With the demise of the Carter defence, Kruse Law firm has been among the leaders in the province in devising other highly innovative ways to win over 80 cases. One of these innovations is by bringing complex technical disclosure applications in an attempt to force the Crown to provide historical records, repair records, computer downloads, etc. in an attempt to ultimately demonstrate to the judge that the breathalyzer or intoxilyzer in question was not functioning properly or being operated properly at the time the client’s breath was tested. This type of “evidence to the contrary” attack on the breath instrument or “machine” involves a battle of experts which requires detailed knowledge of the inner workings of the breathalyzer and intoxilyzer. There are very few criminal lawyers in the province who have the specific knowledge and skill to mount this type of attack. The firm has successfully advanced this highly technical argument in various counties throughout the province and will continue to find unique and innovative ways to fight for their clients and win their cases.
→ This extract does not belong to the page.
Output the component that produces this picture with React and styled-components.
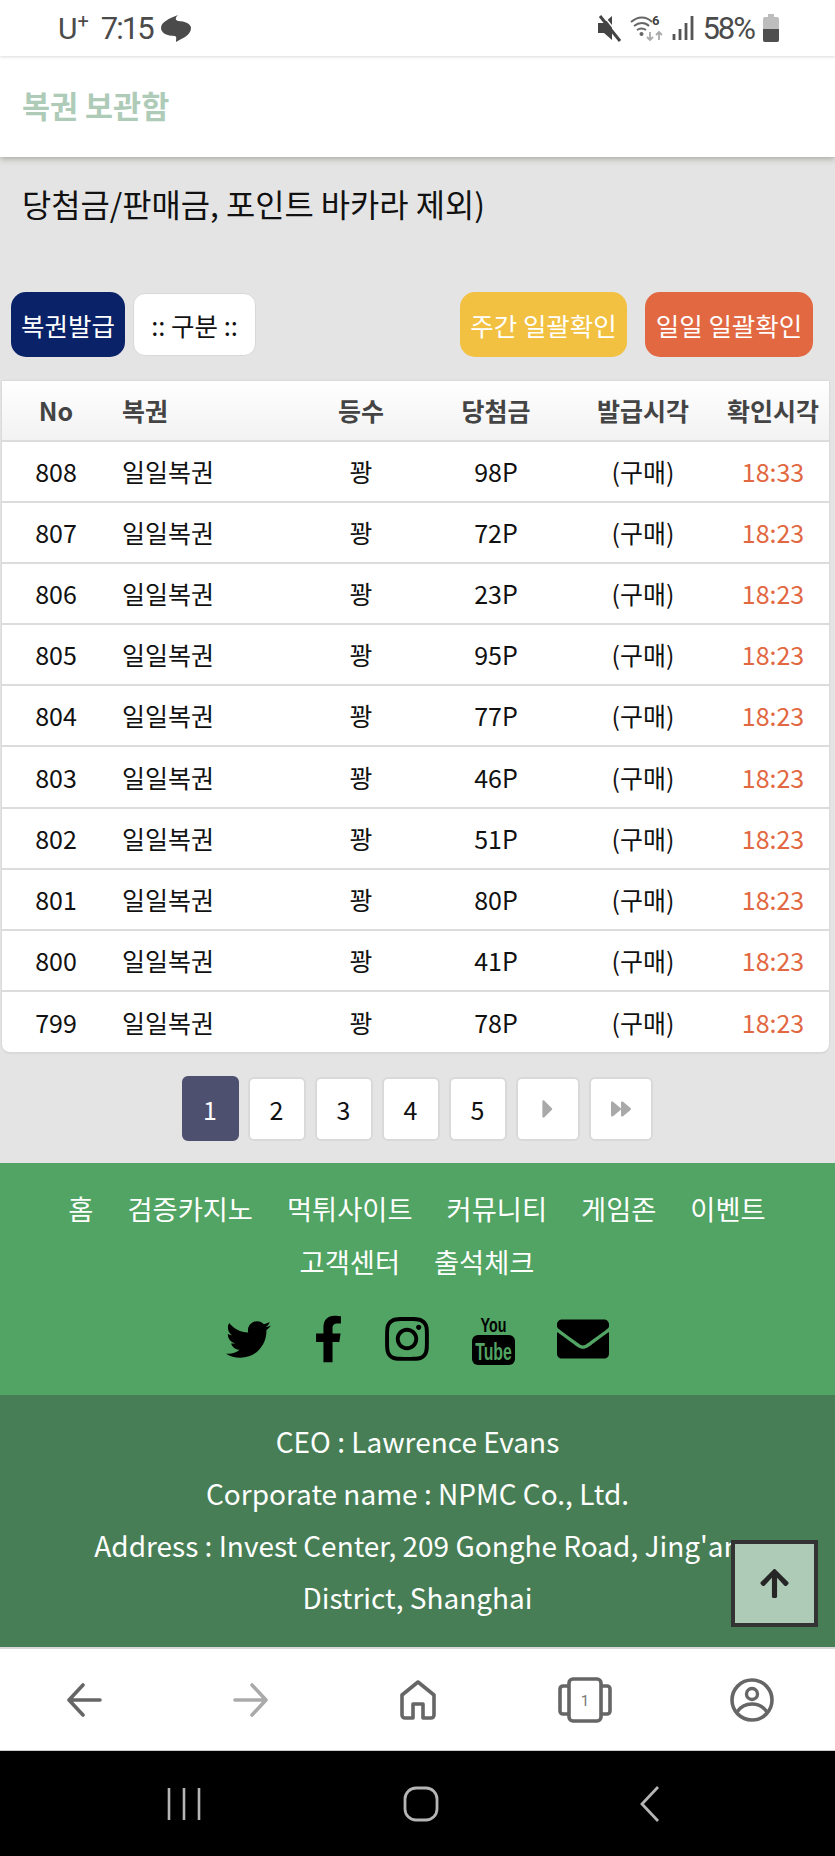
import styled, { createGlobalStyle } from "styled-components";
import { FaTwitter, FaFacebookF, FaInstagram, FaEnvelope, FaArrowUp, FaCaretRight, FaForward } from "react-icons/fa";

const rows = [
  [808, "98P", "18:33"],
  [807, "72P", "18:23"],
  [806, "23P", "18:23"],
  [805, "95P", "18:23"],
  [804, "77P", "18:23"],
  [803, "46P", "18:23"],
  [802, "51P", "18:23"],
  [801, "80P", "18:23"],
  [800, "41P", "18:23"],
  [799, "78P", "18:23"],
];

const menu = ["홈", "검증카지노", "먹튀사이트", "커뮤니티", "게임존", "이벤트", "고객센터", "출석체크"];

export default function App() {
  return (
    <Page>
      <GlobalStyle />
      <StatusBar>
        <StatusLeft>
          <Carrier>
            U<sup>+</sup>
          </Carrier>
          <StatusText>7:15</StatusText>
          <svg width="30" height="27" viewBox="0 0 30 27">
            <path d="M17 0C14 3 14 5 17 6C24 6 30 9 30 13C30 20 22 23 15 27C15 24 16 22 14 21C6 21 0 18 0 13C0 7 9 3 17 0Z" fill="#4b4b4b" />
          </svg>
        </StatusLeft>
        <StatusRight>
          <svg width="24" height="28" viewBox="0 0 24 28">
            <path d="M0 9h6l8-7v24l-8-7H0z" fill="#444" />
            <path d="M2 2l20 25" stroke="#444" strokeWidth="3" />
            <path d="M5 1l19 24" stroke="#fff" strokeWidth="1.6" />
          </svg>
          <svg width="34" height="28" viewBox="0 0 34 28">
            <path d="M1 8c7-6 15-6 21 0M4 12c5-4 11-4 15 0M7 16c3-2 6-2 9 0" stroke="#666" strokeWidth="2" fill="none" />
            <circle cx="11.5" cy="20" r="2" fill="#666" />
            <path d="M20 18v8M17 23l3 3 3-3" stroke="#aaa" strokeWidth="1.8" fill="none" />
            <path d="M29 26v-8M26 21l3-3 3 3" stroke="#aaa" strokeWidth="1.8" fill="none" />
            <text x="22" y="11" fontSize="13" fontWeight="700" fontFamily="Roboto" fill="#444">6</text>
          </svg>
          <svg width="22" height="26" viewBox="0 0 22 26">
            <path d="M2 19v6M8 14v11M14 8v17M20 1v24" stroke="#555" strokeWidth="2.8" />
          </svg>
          <StatusText>58%</StatusText>
          <svg width="18" height="28" viewBox="0 0 18 28">
            <path d="M6 0h6v3h3a2 2 0 0 1 2 2v21a2 2 0 0 1-2 2H3a2 2 0 0 1-2-2V5a2 2 0 0 1 2-2h3z" fill="#bdbdbd" />
            <path d="M1 15h16v11a2 2 0 0 1-2 2H3a2 2 0 0 1-2-2z" fill="#4f4f4f" />
          </svg>
        </StatusRight>
      </StatusBar>

      <AppBar>복권 보관함</AppBar>

      <Main>
        <Notice>당첨금/판매금, 포인트 바카라 제외)</Notice>
        <Toolbar>
          <ToolGroup>
            <ActionButton $bg="#0a2268" $width={114}>복권발급</ActionButton>
            <SelectBox>:: 구분 ::</SelectBox>
          </ToolGroup>
          <ToolGroup $gap={18}>
            <ActionButton $bg="#f2c141" $width={167}>주간 일괄확인</ActionButton>
            <ActionButton $bg="#e26842" $width={168}>일일 일괄확인</ActionButton>
          </ToolGroup>
        </Toolbar>

        <Table>
          <HeadRow>
            <HeadCell>No</HeadCell>
            <HeadCell $left>복권</HeadCell>
            <HeadCell>등수</HeadCell>
            <HeadCell>당첨금</HeadCell>
            <HeadCell>발급시각</HeadCell>
            <HeadCell $last>확인시각</HeadCell>
          </HeadRow>
          {rows.map(([no, prize, time]) => (
            <Row key={no}>
              <Cell>{no}</Cell>
              <Cell $left>일일복권</Cell>
              <Cell>꽝</Cell>
              <Cell>{prize}</Cell>
              <Cell>(구매)</Cell>
              <Cell $last $accent>{time}</Cell>
            </Row>
          ))}
        </Table>

        <Pagination>
          <PageButton $active>1</PageButton>
          <PageButton>2</PageButton>
          <PageButton>3</PageButton>
          <PageButton>4</PageButton>
          <PageButton>5</PageButton>
          <PageButton $wide>
            <FaCaretRight size={30} />
          </PageButton>
          <PageButton $wide>
            <FaForward size={20} />
          </PageButton>
        </Pagination>
      </Main>

      <FooterTop>
        <FooterMenu>
          {menu.map((item) => (
            <MenuItem key={item}>{item}</MenuItem>
          ))}
        </FooterMenu>
        <Socials>
          <TwitterIcon />
          <FacebookIcon />
          <InstagramIcon />
          <svg width="43" height="52" viewBox="0 0 43 52">
            <text transform="translate(21.5 19) scale(.68 1)" textAnchor="middle" fontFamily="Liberation Sans" fontWeight="700" fontSize="21">You</text>
            <rect x="0" y="22" width="43" height="30" rx="6" fill="#000" />
            <text transform="translate(21.5 46.5) scale(.66 1)" textAnchor="middle" fontFamily="Liberation Sans" fontWeight="700" fontSize="24" fill="#51a463">Tube</text>
          </svg>
          <EnvelopeIcon />
        </Socials>
      </FooterTop>

      <FooterInfo>
        <p>CEO : Lawrence Evans</p>
        <p>Corporate name : NPMC Co., Ltd.</p>
        <p>Address : Invest Center, 209 Gonghe Road, Jing'an District, Shanghai</p>
      </FooterInfo>

      <BrowserNav>
        <svg width="36" height="34" viewBox="0 0 36 34">
          <path d="M34 17H3M17 2L3 17l14 15" stroke="#666" strokeWidth="3.6" fill="none" strokeLinecap="round" strokeLinejoin="round" />
        </svg>
        <svg width="36" height="34" viewBox="0 0 36 34">
          <path d="M2 17h31M19 2l14 15-14 15" stroke="#aaa" strokeWidth="3.6" fill="none" strokeLinecap="round" strokeLinejoin="round" />
        </svg>
        <svg width="36" height="40" viewBox="0 0 36 40">
          <path d="M18 2L2 15v20a3 3 0 0 0 3 3h8V24h10v14h8a3 3 0 0 0 3-3V15z" stroke="#666" strokeWidth="3.6" fill="none" strokeLinejoin="round" />
        </svg>
        <svg width="54" height="46" viewBox="0 0 54 46">
          <rect x="11" y="2" width="32" height="42" rx="4" stroke="#666" strokeWidth="3.6" fill="none" />
          <path d="M11 9H5a3 3 0 0 0-3 3v22a3 3 0 0 0 3 3h6M43 9h6a3 3 0 0 1 3 3v22a3 3 0 0 1-3 3h-6" stroke="#666" strokeWidth="3.6" fill="none" />
          <text x="27" y="29" textAnchor="middle" fontSize="15" fontFamily="Roboto" fill="#777">1</text>
        </svg>
        <svg width="44" height="44" viewBox="0 0 44 44">
          <circle cx="22" cy="22" r="20" stroke="#666" strokeWidth="3.6" fill="none" />
          <circle cx="22" cy="16" r="5.5" stroke="#666" strokeWidth="3.4" fill="none" />
          <path d="M7 34c4-6 9-8 15-8s11 2 15 8" stroke="#666" strokeWidth="3.6" fill="none" />
        </svg>
      </BrowserNav>

      <SystemNav>
        <svg width="34" height="34" viewBox="0 0 34 34">
          <path d="M2 1v32M17 1v32M32 1v32" stroke="#b5b5b5" strokeWidth="2.6" />
        </svg>
        <svg width="36" height="36" viewBox="0 0 36 36">
          <rect x="2" y="2" width="32" height="32" rx="11" stroke="#b5b5b5" strokeWidth="2.8" fill="none" />
        </svg>
        <svg width="20" height="36" viewBox="0 0 20 36">
          <path d="M18 1L2 18l16 17" stroke="#b5b5b5" strokeWidth="2.8" fill="none" />
        </svg>
      </SystemNav>

      <TopButton>
        <FaArrowUp size={33} />
      </TopButton>
    </Page>
  );
}

const GlobalStyle = createGlobalStyle`
  * {
    box-sizing: border-box;
  }
  body {
    margin: 0;
    font-family: "Noto Sans CJK KR", "Noto Sans", sans-serif;
    background: #e4e4e4;
  }
`;

const Page = styled.div`
  position: relative;
  width: 835px;
  height: 1856px;
  overflow: hidden;
  display: flex;
  flex-direction: column;
`;

const StatusBar = styled.div`
  height: 56px;
  flex: none;
  padding: 0 55px 0 58px;
  background: #fff;
  display: flex;
  justify-content: space-between;
  align-items: center;
  position: relative;
  z-index: 3;
  box-shadow: 0 1px 3px rgba(0, 0, 0, 0.15);
`;

const StatusLeft = styled.div`
  display: flex;
  align-items: center;
  gap: 8px;
`;

const StatusRight = styled.div`
  display: flex;
  align-items: center;
  gap: 8px;
`;

const Carrier = styled.span`
  font: 400 30px Roboto, sans-serif;
  color: #4b4b4b;
  margin-right: 4px;
  sup {
    font-size: 20px;
    line-height: 0;
  }
`;

const StatusText = styled.span`
  font: 400 31px Roboto, sans-serif;
  color: #4b4b4b;
  letter-spacing: -2px;
`;

const AppBar = styled.div`
  height: 101px;
  flex: none;
  padding: 0 0 4px 22px;
  background: #fff;
  color: #aecbb8;
  font-size: 30.5px;
  font-weight: 700;
  display: flex;
  align-items: center;
  position: relative;
  z-index: 2;
  box-shadow: 0 2px 6px rgba(60, 60, 40, 0.35);
`;

const Main = styled.div`
  height: 1006px;
  flex: none;
  background: #e4e4e4;
`;

const Notice = styled.div`
  height: 135px;
  padding: 24px 0 0 22px;
  font-size: 31.8px;
  line-height: 44px;
  color: #111;
`;

const Toolbar = styled.div`
  height: 89px;
  padding: 0 22px 0 11px;
  display: flex;
  justify-content: space-between;
  align-items: flex-start;
`;

const ToolGroup = styled.div`
  display: flex;
  gap: ${(p) => p.$gap || 8}px;
  align-items: center;
`;

const ActionButton = styled.div`
  width: ${(p) => p.$width}px;
  height: 65px;
  border-radius: 15px;
  background: ${(p) => p.$bg};
  color: #fff;
  font-size: 25.5px;
  display: flex;
  align-items: center;
  justify-content: center;
  white-space: nowrap;
`;

const SelectBox = styled.div`
  width: 123px;
  height: 63px;
  border-radius: 12px;
  background: #fff;
  border: 1px solid #d8d8d8;
  color: #111;
  font-size: 25.5px;
  display: flex;
  align-items: center;
  justify-content: center;
`;

const Table = styled.div`
  margin: 0 6px 0 2px;
  height: 672px;
  background: #fff;
  border-radius: 0 0 8px 8px;
  border-bottom: 1px solid #d8d8d8;
  box-shadow: 0 0 2px rgba(0, 0, 0, 0.15);
`;

const Row = styled.div`
  display: grid;
  grid-template-columns: 108px 180px 142px 128px 166px 103px;
  height: 61.1px;
  align-items: center;
  border-bottom: 2px solid #dcdcdc;
  &:last-child {
    border-bottom: 0;
  }
`;

const HeadRow = styled(Row)`
  height: 61px;
  background: linear-gradient(#ffffff, #f2f2f2);
`;

const Cell = styled.div`
  font-size: 25px;
  line-height: 1;
  white-space: nowrap;
  text-align: ${(p) => (p.$left ? "left" : "center")};
  padding-left: ${(p) => (p.$left ? "12px" : "0")};
  padding-right: ${(p) => (p.$last ? "9px" : "0")};
  color: ${(p) => (p.$accent ? "#e26842" : "#111")};
`;

const HeadCell = styled(Cell)`
  color: #444;
  font-weight: 700;
`;

const Pagination = styled.div`
  margin-top: 23px;
  display: flex;
  justify-content: center;
  align-items: center;
  gap: 9px;
  padding-right: 1px;
`;

const PageButton = styled.div`
  width: ${(p) => (p.$wide ? 64 : p.$active ? 57 : 58)}px;
  height: ${(p) => (p.$active ? 65 : 64)}px;
  border-radius: 6px;
  background: ${(p) => (p.$active ? "#4e5070" : "#fff")};
  border: 2px solid ${(p) => (p.$active ? "#4e5070" : "#d9d9d9")};
  color: ${(p) => (p.$active ? "#fff" : "#111")};
  font-size: 25px;
  display: flex;
  align-items: center;
  justify-content: center;
  svg {
    color: #a9a9a9;
  }
`;

const FooterTop = styled.div`
  height: 232px;
  flex: none;
  background: #51a463;
  padding-top: 19px;
`;

const FooterMenu = styled.div`
  padding: 0 40px 0 39px;
  display: flex;
  flex-wrap: wrap;
  justify-content: center;
  column-gap: 34px;
`;

const MenuItem = styled.div`
  color: #fff;
  font-size: 27.3px;
  line-height: 53px;
`;

const Socials = styled.div`
  margin-top: 21px;
  height: 60px;
  display: flex;
  justify-content: center;
  align-items: center;
  gap: 42.5px;
  color: #000;
`;

const TwitterIcon = styled(FaTwitter)`
  width: 45px;
  height: 45px;
`;

const FacebookIcon = styled(FaFacebookF)`
  width: 29px;
  height: 48px;
`;

const InstagramIcon = styled(FaInstagram)`
  width: 44px;
  height: 50px;
`;

const EnvelopeIcon = styled(FaEnvelope)`
  width: 52px;
  height: 52px;
`;

const FooterInfo = styled.div`
  height: 252px;
  flex: none;
  background: #477e55;
  padding: 20px 85px 0;
  color: #fff;
  text-align: center;
  font-size: 28px;
  line-height: 52px;
  p {
    margin: 0 -20px;
  }
`;

const BrowserNav = styled.div`
  height: 104px;
  flex: none;
  background: #fff;
  border-top: 2px solid #d8d8d8;
  border-bottom: 1px solid #ccc;
  display: grid;
  grid-template-columns: repeat(5, 1fr);
  justify-items: center;
  align-items: center;
`;

const SystemNav = styled.div`
  height: 105px;
  flex: none;
  background: #000;
  padding: 0 175px 0 167px;
  display: flex;
  justify-content: space-between;
  align-items: center;
`;

const TopButton = styled.div`
  position: absolute;
  left: 731px;
  top: 1540px;
  width: 87px;
  height: 87px;
  background: #aecbb8;
  border: 4px solid #333;
  color: #262626;
  display: flex;
  align-items: center;
  justify-content: center;
`;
Kruse Law firm is also presently mounting various constitutional challenges across the province arguing that the Bill C-2 legislation abolishing the Carter defence is unconstitutional and individuals charged with an over 80 offence should be allowed to advance a Carter defence. Time will tell whether these constitutional challenges will be successful as these matters are likely to be appealed through the various levels of appeal courts, up to and including the Supreme Court of Canada. However, the firm believes that the arguments set out in their various constitutional challenges have great merit and are compelling. It will likely take several years before these very complex legal issues are ultimately decided by the Supreme Court of Canada.